Mover robots go into the rows between the racks only when storing and taking out items are needed. Picking robots and hanger robots which load and unload items are placed in each row, and move to a target rack according to the timing of the mover robots. Mover robots handle incoming and outgoing deliveries when they approach the points of deliveries.
Then number of the mover robots can be selected between two and 100. It takes more time to perform incoming and outgoing deliveries if less than optional number of mover robots are used. If too many robots are used, though, they incur wasted movement. After simulations using different number of mover robots, I chose the proper number of the mover robots.

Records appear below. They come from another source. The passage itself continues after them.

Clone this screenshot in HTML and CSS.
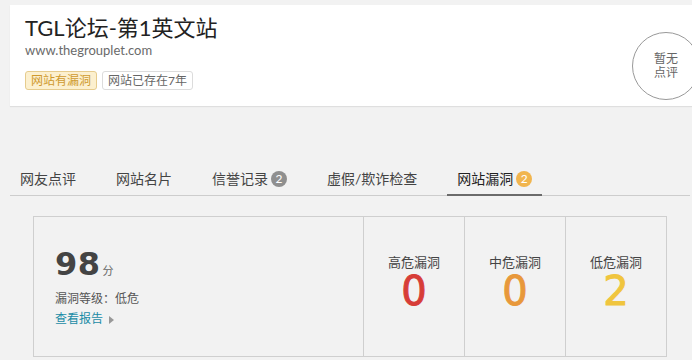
FILE: index.html
```html
<!DOCTYPE html>
<html lang="zh-CN">
<head>
<meta charset="utf-8">
<title>TGL论坛-第1英文站</title>
<link rel="stylesheet" href="styles.css">
</head>
<body>
<div class="page">
  <div class="card">
    <div class="info">
      <h1 class="title">TGL论坛-第1英文站</h1>
      <div class="url">www.thegrouplet.com</div>
      <div class="tags">
        <span class="tag tag-warn">网站有漏洞</span>
        <span class="tag">网站已存在7年</span>
      </div>
    </div>
    <div class="circle"><span>暂无<br>点评</span></div>
  </div>

  <div class="tabs">
    <div class="tab">网友点评</div>
    <div class="tab">网站名片</div>
    <div class="tab">信誉记录<span class="badge">2</span></div>
    <div class="tab">虚假/欺诈检查</div>
    <div class="tab active">网站漏洞<span class="badge badge-orange">2</span></div>
  </div>

  <div class="vuln">
    <div class="score-col">
      <div class="score"><span class="num">98</span><span class="unit">分</span></div>
      <div class="level">漏洞等级：低危</div>
      <a class="report" href="#">查看报告</a><span class="arrow"></span>
    </div>
    <div class="stat">
      <div class="label">高危漏洞</div>
      <div class="count red">0</div>
    </div>
    <div class="stat">
      <div class="label">中危漏洞</div>
      <div class="count orange">0</div>
    </div>
    <div class="stat">
      <div class="label">低危漏洞</div>
      <div class="count yellow">2</div>
    </div>
  </div>
</div>
</body>
</html>
```
FILE: styles.css
```css
html, body {
  margin: 0;
  padding: 0;
  overflow: hidden;
}
body {
  background: #f2f2f2;
  font-family: Lato, "Noto Sans CJK SC", sans-serif;
  color: #333;
}
.page {
  width: 680px;
  padding: 5px 0 0 10px;
}
.card {
  background: #fff;
  width: 700px;
  height: 101px;
  box-sizing: border-box;
  padding: 9px 0 0 15px;
  display: flex;
  justify-content: space-between;
  align-items: flex-start;
  box-shadow: 0 1px 1px rgba(0, 0, 0, 0.08);
}
.title {
  margin: 0;
  font-size: 22px;
  line-height: 28px;
  font-weight: normal;
  color: #222;
}
.url {
  font-size: 13px;
  line-height: 16px;
  color: #6a6a6a;
  margin-top: 0;
}
.tags {
  display: flex;
  gap: 5px;
  margin-top: 13px;
}
.tag {
  font-size: 12px;
  line-height: 17px;
  padding: 0 5px;
  border: 1px solid #dcdcdc;
  border-radius: 3px;
  color: #666;
  background: #fff;
}
.tag-warn {
  background: #fcf0cf;
  border-color: #e6cc8e;
  color: #cf9a2e;
}
.circle {
  width: 66px;
  height: 66px;
  border: 1px solid #999;
  border-radius: 50%;
  margin: 18px 10px 0 0;
  display: flex;
  align-items: center;
  justify-content: center;
  font-size: 12px;
  line-height: 14px;
  color: #666;
  text-align: center;
}
.tabs {
  display: flex;
  gap: 20px;
  margin-top: 62px;
  border-bottom: 1px solid #cdcdcd;
}
.tab {
  font-size: 14px;
  line-height: 20px;
  padding: 1px 10px 5px;
  border-bottom: 2px solid transparent;
  margin-bottom: -1px;
  color: #444;
  display: flex;
  align-items: center;
}
.tab.active {
  border-bottom-color: #6b6b6b;
  color: #222;
}
.badge {
  display: inline-block;
  width: 16px;
  height: 16px;
  line-height: 16px;
  border-radius: 50%;
  background: #8f8f8f;
  color: #fff;
  font-size: 12px;
  text-align: center;
  margin-left: 3px;
}
.badge-orange {
  background: #f1b54e;
}
.vuln {
  margin: 20px 0 0 23px;
  width: 634px;
  height: 141px;
  box-sizing: border-box;
  border: 1px solid #cfcfcf;
  display: grid;
  grid-template-columns: 329px 101px 101px 101px;
}
.score-col {
  padding: 31px 0 0 21px;
}
.score {
  line-height: 32px;
  height: 32px;
}
.num {
  font-family: "DejaVu Sans", sans-serif;
  font-weight: bold;
  font-size: 32px;
  letter-spacing: 0.5px;
  color: #444;
}
.unit {
  font-size: 11px;
  color: #666;
  margin-left: 2px;
}
.level {
  margin-top: 11px;
  font-size: 12px;
  line-height: 16px;
  color: #555;
}
.report {
  font-size: 12px;
  line-height: 16px;
  color: #1a8ca6;
  text-decoration: none;
}
.arrow {
  display: inline-block;
  width: 0;
  height: 0;
  border-left: 5px solid #999;
  border-top: 4px solid transparent;
  border-bottom: 4px solid transparent;
  margin-left: 6px;
  vertical-align: -1px;
}
.stat {
  border-left: 1px solid #cfcfcf;
  text-align: center;
  padding-top: 36px;
}
.label {
  font-size: 13px;
  line-height: 18px;
  color: #444;
}
.count {
  font-family: "DejaVu Sans", sans-serif;
  font-weight: normal;
  font-size: 40px;
  line-height: 40px;
  -webkit-text-stroke: 1px currentColor;
}
.red { color: #d73d38; }
.orange { color: #e8983b; }
.yellow { color: #f0c53e; }
```
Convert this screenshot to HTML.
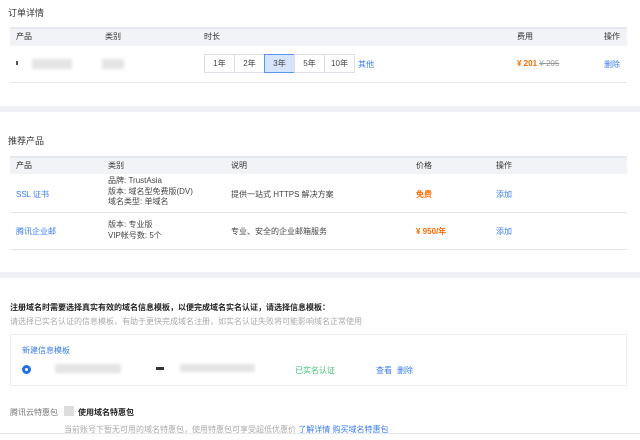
<!DOCTYPE html><html><head><meta charset="utf-8"><style>
*{margin:0;padding:0;box-sizing:border-box}
body{width:640px;height:440px;background:#fff;font-family:"Liberation Sans","Noto Sans CJK SC",sans-serif;font-size:8px;color:#333;position:relative;overflow:hidden}
.a{position:absolute;white-space:nowrap}
.hd{position:absolute;left:10px;width:617px;background:#f2f3f6;border-top:2px solid #e5e8ee}
.ln{position:absolute;left:10px;width:617px;height:1px;background:#e3e6eb}
.gb{position:absolute;left:0;width:640px;background:#f0f1f5}
.b{color:#3a7cf0}.o{color:#ff6a00;font-weight:bold}.g{color:#999}
.blur{position:absolute;background:#e4e4e4;filter:blur(1.5px)}
.btn{position:absolute;top:54px;height:19px;border:1px solid #dcdfe5;background:#fff;text-align:center;line-height:17px;font-size:8px;color:#444}
</style></head><body>
<div class="a" style="left:8px;top:6px;font-size:9px">订单详情</div>
<div class="hd" style="top:27px;height:19px"></div>
<div class="a" style="left:16px;top:31px">产品</div><div class="a" style="left:105px;top:31px">类别</div><div class="a" style="left:204px;top:31px">时长</div><div class="a" style="left:517px;top:31px">费用</div><div class="a" style="left:604px;top:31px">操作</div>
<div class="blur" style="left:32px;top:59px;width:40px;height:10px"></div><div class="a" style="left:16px;top:61px;width:2px;height:4px;background:#555"></div>
<div class="blur" style="left:102px;top:59px;width:22px;height:10px"></div>
<div class="btn" style="left:204px;width:31px">1年</div><div class="btn" style="left:234px;width:31px">2年</div><div class="btn" style="left:264px;width:31px;background:#d6e5fb;border-color:#5c94ec">3年</div><div class="btn" style="left:294px;width:31px">5年</div><div class="btn" style="left:324px;width:31px">10年</div>
<div class="a b" style="left:358px;top:59px">其他</div>
<div class="a" style="left:517px;top:59px"><span class="o">¥ 201</span> <span class="g" style="text-decoration:line-through">¥ 205</span></div>
<div class="a b" style="left:604px;top:59px">删除</div>
<div class="ln" style="top:82px"></div>
<div class="gb" style="top:106px;height:6px"></div>
<div class="a" style="left:8px;top:134px;font-size:9px">推荐产品</div>
<div class="hd" style="top:156px;height:18px"></div>
<div class="a" style="left:16px;top:160px">产品</div><div class="a" style="left:108px;top:160px">类别</div><div class="a" style="left:231px;top:160px">说明</div><div class="a" style="left:416px;top:160px">价格</div><div class="a" style="left:496px;top:160px">操作</div>
<div class="a b" style="left:16px;top:189px">SSL 证书</div>
<div class="a" style="left:108px;top:176px;line-height:10.5px;color:#444">品牌: TrustAsia<br>版本: 域名型免费版(DV)<br>域名类型: 单域名</div>
<div class="a" style="left:231px;top:189px;color:#444">提供一站式 HTTPS 解决方案</div>
<div class="a o" style="left:416px;top:189px">免费</div><div class="a b" style="left:496px;top:189px">添加</div>
<div class="ln" style="top:212px"></div>
<div class="a b" style="left:16px;top:226px">腾讯企业邮</div>
<div class="a" style="left:108px;top:220px;line-height:10.5px;color:#444">版本: 专业版<br>VIP帐号数: 5个</div>
<div class="a" style="left:231px;top:226px;color:#444">专业、安全的企业邮箱服务</div>
<div class="a o" style="left:416px;top:226px">¥ 950/年</div><div class="a b" style="left:496px;top:226px">添加</div>
<div class="ln" style="top:249px"></div>
<div class="gb" style="top:272px;height:6px"></div>
<div class="a" style="left:10px;top:302px;font-weight:bold;color:#222">注册域名时需要选择真实有效的域名信息模板，以便完成域名实名认证，请选择信息模板：</div>
<div class="a" style="left:10px;top:316px;color:#aaa">请选择已实名认证的信息模板，有助于更快完成域名注册，如实名认证失败将可能影响域名正常使用</div>
<div class="a" style="left:10px;top:334px;width:617px;height:52px;border:1px solid #eceef2"></div>
<div class="a b" style="left:22px;top:345px">新建信息模板</div>
<div class="a" style="left:22px;top:365px;width:9px;height:9px;border-radius:50%;border:3px solid #1e6fe8"></div>
<div class="blur" style="left:55px;top:364px;width:66px;height:9px"></div><div class="blur" style="left:180px;top:364px;width:75px;height:8px"></div>
<div class="a" style="left:156px;top:367px;width:8px;height:3px;background:#333"></div>
<div class="a" style="left:295px;top:365px;color:#3fc07a">已实名认证</div>
<div class="a b" style="left:376px;top:365px">查看</div><div class="a b" style="left:397px;top:365px">删除</div>
<div class="a" style="left:10px;top:407px;color:#777">腾讯云特惠包</div>
<div class="a" style="left:64px;top:406px;width:10px;height:10px;background:#ddd"></div>
<div class="a" style="left:78px;top:407px;font-weight:bold;color:#222">使用域名特惠包</div>
<div class="a" style="left:64px;top:424px;color:#aaa">当前账号下暂无可用的域名特惠包，使用特惠包可享受超低优惠价 <span class="b">了解详情</span> <span class="b">购买域名特惠包</span></div>
<div class="gb" style="top:433px;height:7px;background:#fff;border-top:1px solid #e6e8ee"></div>
</body></html>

The theme of this contest was clear and simple, and required us only to think about “carrying items in the warehouse.” However, it has very profound meanings. If I want to create more efficient algorithms, I definitely need more time.
Before working on energy saving and reduction of the delivery time, it was difficult for me to write a program that makes robots carry items smoothly. If many robots running in the narrow corridor between the shelves are controlled without much care, they may bump into each other and be stuck.
In such a case, the one of the robots needs to yield and take another route. However, the robot may not be able to take another route if there is a pillar on the route, or may bump into another robot after avoiding the first one.
In robot-solver, the warehouse is divided into about 30 areas, and each area has only a mover robot and a picking robot. This way the robots do not bump into each other.
If a mover robot is about to bump into another robot outside the area, one of them yields to
proceed along a new route.
I completed my program barely in time. I know I could do better, and I have many more ideas I wanted to try if I had more time.
I had a valuable experience to create a program for business use by using large scale drawings of the real-world objects for the first time.
I would like to participate in the next contest definitely.